Available records |

------------------------------------------------------------------------

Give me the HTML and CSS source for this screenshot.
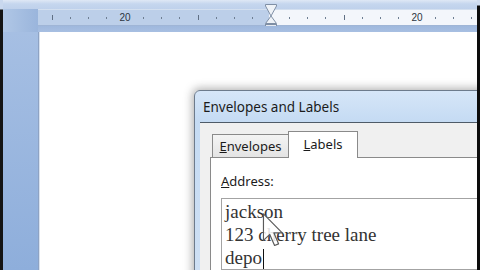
FILE: index.html
```html
<!DOCTYPE html>
<html>
<head>
<meta charset="utf-8">
<link rel="stylesheet" href="styles.css">
</head>
<body>
<div class="screen">
  <div class="edge edge-l"></div>
  <div class="main">
    <div class="topband"></div>
    <div class="ruler">
      <span class="cell"><i class="tall"></i></span>
      <span class="cell"><i class="dot"></i></span>
      <span class="cell"><i class="dot"></i></span>
      <span class="cell"><i class="dot"></i></span>
      <span class="cell num">20</span>
      <span class="cell"><i class="dot"></i></span>
      <span class="cell"><i class="dot"></i></span>
      <span class="cell"><i class="dot"></i></span>
      <span class="cell"><i class="tall"></i></span>
      <span class="cell"><i class="dot"></i></span>
      <span class="cell"><i class="dot"></i></span>
      <span class="cell"><i class="dot"></i></span>
      <span class="cell">
        <svg class="hourglass" width="12" height="27" viewBox="0 0 12 27">
          <path d="M0.5 0.5 H11.5 V2 L6 12 L0.5 2 Z" fill="#eef2f7" stroke="#7f8fa5"/>
          <path d="M6 12 L11.5 19.5 H0.5 Z" fill="#eef2f7" stroke="#7f8fa5"/>
          <rect x="0.5" y="20.5" width="11" height="6" fill="#e6ebf2" stroke="#7f8fa5"/>
        </svg>
      </span>
      <span class="cell"><i class="dot"></i></span>
      <span class="cell"><i class="dot"></i></span>
      <span class="cell"><i class="dot"></i></span>
      <span class="cell"><i class="tall"></i></span>
      <span class="cell"><i class="dot"></i></span>
      <span class="cell"><i class="dot"></i></span>
      <span class="cell"><i class="dot"></i></span>
      <span class="cell num">20</span>
      <span class="cell"><i class="dot"></i></span>
      <span class="cell"><i class="dot"></i></span>
      <span class="cell"><i class="dot"></i></span>
    </div>
    <div class="underband"></div>
    <div class="work">
      <div class="gutter"></div>
      <div class="page"></div>
    </div>

    <div class="dialog">
      <div class="titlebar">Envelopes and Labels</div>
      <div class="client">
        <div class="tabs">
          <div class="tab"><u>E</u>nvelopes</div>
          <div class="tab active"><u>L</u>abels</div>
        </div>
        <div class="panel">
          <div class="label"><u>A</u>ddress:</div>
          <div class="textbox">
            <div>jackson</div>
            <div>123 cherry tree lane</div>
            <div>depo<span class="caret"></span></div>
          </div>
        </div>
      </div>
    </div>

    <svg class="pointer" width="22" height="34" viewBox="0 0 12.5 20.5">
      <path d="M0.5 0.5 L0.5 16.5 L4.3 12.9 L7.2 19.6 L9.6 18.6 L6.8 12 L11.8 12 Z" fill="rgba(255,255,255,0.85)" stroke="#5a5a5a" stroke-width="0.7" stroke-linejoin="round"/>
    </svg>
  </div>
  <div class="edge edge-r"></div>
</div>
</body>
</html>
```
FILE: styles.css
```css
* { box-sizing: border-box; }
html, body { margin: 0; padding: 0; }
body { width: 480px; height: 270px; overflow: hidden; background: #a9c1e2; }

.screen {
  width: 480px;
  height: 270px;
  display: flex;
  overflow: hidden;
}

.edge { width: 3px; flex: none; background: #111; }
.edge-l { background: linear-gradient(#c9d8ee 0, #c9d8ee 9px, #141414 10px); }
.edge-r { background: linear-gradient(#cfdcef 0, #cfdcef 5px, #0c0c0c 6px); }

.main {
  position: relative;
  flex: 1;
  display: flex;
  flex-direction: column;
  overflow: hidden;
  background: linear-gradient(90deg, #b0c7e6 0, #9ab5dc 35px);
}

.topband {
  height: 9px;
  flex: none;
  background: linear-gradient(#dfe8f5, #c5d6ee 4px, #bfd1eb);
}

.ruler {
  height: 17px;
  flex: none;
  margin-left: 35px;
  padding-left: 4.9px;
  display: flex;
  align-items: center;
  border-top: 1px solid #d3dfef;
  border-bottom: 1px solid #9fb5d6;
  background: linear-gradient(90deg, #bccfe9 0, #bccfe9 231px, #f3f6fb 231px);
}

.cell {
  width: 18.25px;
  flex: none;
  height: 100%;
  display: flex;
  align-items: center;
  justify-content: center;
}

.dot { display: block; width: 1px; height: 2px; background: #6e7e92; }
.tall { display: block; width: 1px; height: 5px; background: #5f6f84; }
.num {
  font: 10px/1 "Liberation Sans", Arial, sans-serif;
  color: #2c3440;
}
.hourglass { flex: none; }

.underband {
  height: 6px;
  flex: none;
  margin-left: 35px;
  background: linear-gradient(#9fb8dd, #a8bfe2);
}

.work {
  flex: 1;
  display: flex;
}

.gutter {
  width: 35px;
  flex: none;
  background: linear-gradient(#a6bfe3, #8eaedb);
}

.page {
  flex: 1;
  background: #fff;
  border-left: 1px solid #8ea3c4;
  box-shadow: inset 1px 0 0 #d9e2ef;
}

/* dialog window */
.dialog {
  position: absolute;
  left: 191px;
  top: 90px;
  width: 300px;
  height: 200px;
  border: 1px solid #6d7b8c;
  border-radius: 6px 6px 0 0;
  background: linear-gradient(#d6e6f8, #c5dbf3 30px, #cfe0f4);
  box-shadow: 0 0 9px 2px rgba(40, 40, 40, 0.35);
  padding: 0 5px;
  display: flex;
  flex-direction: column;
}

.titlebar {
  height: 31px;
  flex: none;
  display: flex;
  align-items: center;
  padding-left: 3px;
  font: 13.5px "Noto Sans", "Open Sans", sans-serif;
  color: #1b1b1b;
}

.client {
  flex: 1;
  background: #f0f0f0;
  border-top: 1px solid #4f5b68;
  padding: 8px 0 0 10px;
  display: flex;
  flex-direction: column;
  font: 13px "Noto Sans", "Open Sans", sans-serif;
  color: #1b1b1b;
}

.tabs {
  height: 26px;
  flex: none;
  display: flex;
  align-items: flex-end;
  padding-left: 2px;
}

.tab {
  width: 77px;
  height: 23px;
  border: 1px solid #8a8a8a;
  border-bottom: none;
  background: linear-gradient(#f4f4f4, #e4e4e4);
  display: flex;
  align-items: center;
  justify-content: center;
}

.tab.active {
  width: 70px;
  height: 27px;
  margin-left: -1px;
  margin-bottom: -1px;
  background: #fff;
  position: relative;
  z-index: 1;
  padding-bottom: 2px;
}

.panel {
  flex: 1;
  background: #fff;
  border: 1px solid #8a8a8a;
  padding: 15px 0 0 10px;
}

.label {
  height: 17px;
  line-height: 17px;
}

.textbox {
  margin-top: 8px;
  width: 300px;
  border: 1px solid #a3a3a3;
  padding: 1px 0 0 3px;
  font: 19px/23px "Liberation Serif", "Times New Roman", serif;
  color: #333;
}

.caret {
  display: inline-block;
  width: 1px;
  height: 20px;
  background: #111;
  vertical-align: -5px;
  margin-left: 1px;
}

.pointer {
  position: absolute;
  left: 259px;
  top: 213px;
}
```
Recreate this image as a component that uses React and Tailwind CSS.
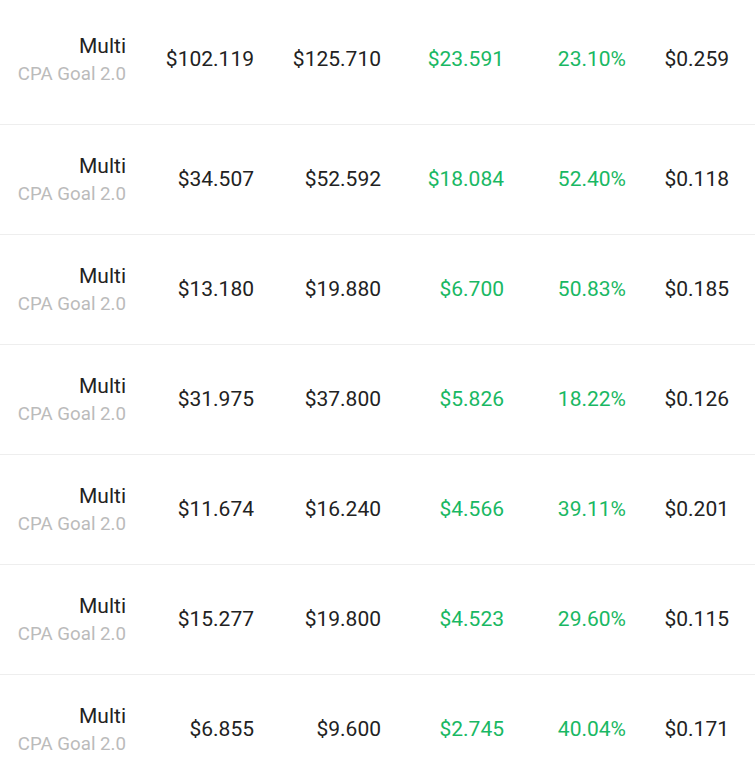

------------------------------------------------------------------------

Your task is an exact transcription of all the data, minus the pictures.

Problem solution |
Give me the HTML and CSS source for this screenshot.
FILE: index.html
```html
<!DOCTYPE html>
<html>
<head>
<meta charset="utf-8">
<link rel="stylesheet" href="styles.css">
</head>
<body>
<div class="screen">
  <div class="edge edge-l"></div>
  <div class="main">
    <div class="topband"></div>
    <div class="ruler">
      <span class="cell"><i class="tall"></i></span>
      <span class="cell"><i class="dot"></i></span>
      <span class="cell"><i class="dot"></i></span>
      <span class="cell"><i class="dot"></i></span>
      <span class="cell num">20</span>
      <span class="cell"><i class="dot"></i></span>
      <span class="cell"><i class="dot"></i></span>
      <span class="cell"><i class="dot"></i></span>
      <span class="cell"><i class="tall"></i></span>
      <span class="cell"><i class="dot"></i></span>
      <span class="cell"><i class="dot"></i></span>
      <span class="cell"><i class="dot"></i></span>
      <span class="cell">
        <svg class="hourglass" width="12" height="27" viewBox="0 0 12 27">
          <path d="M0.5 0.5 H11.5 V2 L6 12 L0.5 2 Z" fill="#eef2f7" stroke="#7f8fa5"/>
          <path d="M6 12 L11.5 19.5 H0.5 Z" fill="#eef2f7" stroke="#7f8fa5"/>
          <rect x="0.5" y="20.5" width="11" height="6" fill="#e6ebf2" stroke="#7f8fa5"/>
        </svg>
      </span>
      <span class="cell"><i class="dot"></i></span>
      <span class="cell"><i class="dot"></i></span>
      <span class="cell"><i class="dot"></i></span>
      <span class="cell"><i class="tall"></i></span>
      <span class="cell"><i class="dot"></i></span>
      <span class="cell"><i class="dot"></i></span>
      <span class="cell"><i class="dot"></i></span>
      <span class="cell num">20</span>
      <span class="cell"><i class="dot"></i></span>
      <span class="cell"><i class="dot"></i></span>
      <span class="cell"><i class="dot"></i></span>
    </div>
    <div class="underband"></div>
    <div class="work">
      <div class="gutter"></div>
      <div class="page"></div>
    </div>

    <div class="dialog">
      <div class="titlebar">Envelopes and Labels</div>
      <div class="client">
        <div class="tabs">
          <div class="tab"><u>E</u>nvelopes</div>
          <div class="tab active"><u>L</u>abels</div>
        </div>
        <div class="panel">
          <div class="label"><u>A</u>ddress:</div>
          <div class="textbox">
            <div>jackson</div>
            <div>123 cherry tree lane</div>
            <div>depo<span class="caret"></span></div>
          </div>
        </div>
      </div>
    </div>

    <svg class="pointer" width="22" height="34" viewBox="0 0 12.5 20.5">
      <path d="M0.5 0.5 L0.5 16.5 L4.3 12.9 L7.2 19.6 L9.6 18.6 L6.8 12 L11.8 12 Z" fill="rgba(255,255,255,0.85)" stroke="#5a5a5a" stroke-width="0.7" stroke-linejoin="round"/>
    </svg>
  </div>
  <div class="edge edge-r"></div>
</div>
</body>
</html>
```
FILE: styles.css
```css
* { box-sizing: border-box; }
html, body { margin: 0; padding: 0; }
body { width: 480px; height: 270px; overflow: hidden; background: #a9c1e2; }

.screen {
  width: 480px;
  height: 270px;
  display: flex;
  overflow: hidden;
}

.edge { width: 3px; flex: none; background: #111; }
.edge-l { background: linear-gradient(#c9d8ee 0, #c9d8ee 9px, #141414 10px); }
.edge-r { background: linear-gradient(#cfdcef 0, #cfdcef 5px, #0c0c0c 6px); }

.main {
  position: relative;
  flex: 1;
  display: flex;
  flex-direction: column;
  overflow: hidden;
  background: linear-gradient(90deg, #b0c7e6 0, #9ab5dc 35px);
}

.topband {
  height: 9px;
  flex: none;
  background: linear-gradient(#dfe8f5, #c5d6ee 4px, #bfd1eb);
}

.ruler {
  height: 17px;
  flex: none;
  margin-left: 35px;
  padding-left: 4.9px;
  display: flex;
  align-items: center;
  border-top: 1px solid #d3dfef;
  border-bottom: 1px solid #9fb5d6;
  background: linear-gradient(90deg, #bccfe9 0, #bccfe9 231px, #f3f6fb 231px);
}

.cell {
  width: 18.25px;
  flex: none;
  height: 100%;
  display: flex;
  align-items: center;
  justify-content: center;
}

.dot { display: block; width: 1px; height: 2px; background: #6e7e92; }
.tall { display: block; width: 1px; height: 5px; background: #5f6f84; }
.num {
  font: 10px/1 "Liberation Sans", Arial, sans-serif;
  color: #2c3440;
}
.hourglass { flex: none; }

.underband {
  height: 6px;
  flex: none;
  margin-left: 35px;
  background: linear-gradient(#9fb8dd, #a8bfe2);
}

.work {
  flex: 1;
  display: flex;
}

.gutter {
  width: 35px;
  flex: none;
  background: linear-gradient(#a6bfe3, #8eaedb);
}

.page {
  flex: 1;
  background: #fff;
  border-left: 1px solid #8ea3c4;
  box-shadow: inset 1px 0 0 #d9e2ef;
}

/* dialog window */
.dialog {
  position: absolute;
  left: 191px;
  top: 90px;
  width: 300px;
  height: 200px;
  border: 1px solid #6d7b8c;
  border-radius: 6px 6px 0 0;
  background: linear-gradient(#d6e6f8, #c5dbf3 30px, #cfe0f4);
  box-shadow: 0 0 9px 2px rgba(40, 40, 40, 0.35);
  padding: 0 5px;
  display: flex;
  flex-direction: column;
}

.titlebar {
  height: 31px;
  flex: none;
  display: flex;
  align-items: center;
  padding-left: 3px;
  font: 13.5px "Noto Sans", "Open Sans", sans-serif;
  color: #1b1b1b;
}

.client {
  flex: 1;
  background: #f0f0f0;
  border-top: 1px solid #4f5b68;
  padding: 8px 0 0 10px;
  display: flex;
  flex-direction: column;
  font: 13px "Noto Sans", "Open Sans", sans-serif;
  color: #1b1b1b;
}

.tabs {
  height: 26px;
  flex: none;
  display: flex;
  align-items: flex-end;
  padding-left: 2px;
}

.tab {
  width: 77px;
  height: 23px;
  border: 1px solid #8a8a8a;
  border-bottom: none;
  background: linear-gradient(#f4f4f4, #e4e4e4);
  display: flex;
  align-items: center;
  justify-content: center;
}

.tab.active {
  width: 70px;
  height: 27px;
  margin-left: -1px;
  margin-bottom: -1px;
  background: #fff;
  position: relative;
  z-index: 1;
  padding-bottom: 2px;
}

.panel {
  flex: 1;
  background: #fff;
  border: 1px solid #8a8a8a;
  padding: 15px 0 0 10px;
}

.label {
  height: 17px;
  line-height: 17px;
}

.textbox {
  margin-top: 8px;
  width: 300px;
  border: 1px solid #a3a3a3;
  padding: 1px 0 0 3px;
  font: 19px/23px "Liberation Serif", "Times New Roman", serif;
  color: #333;
}

.caret {
  display: inline-block;
  width: 1px;
  height: 20px;
  background: #111;
  vertical-align: -5px;
  margin-left: 1px;
}

.pointer {
  position: absolute;
  left: 259px;
  top: 213px;
}
```
Recreate this image as a component that uses React and Tailwind CSS.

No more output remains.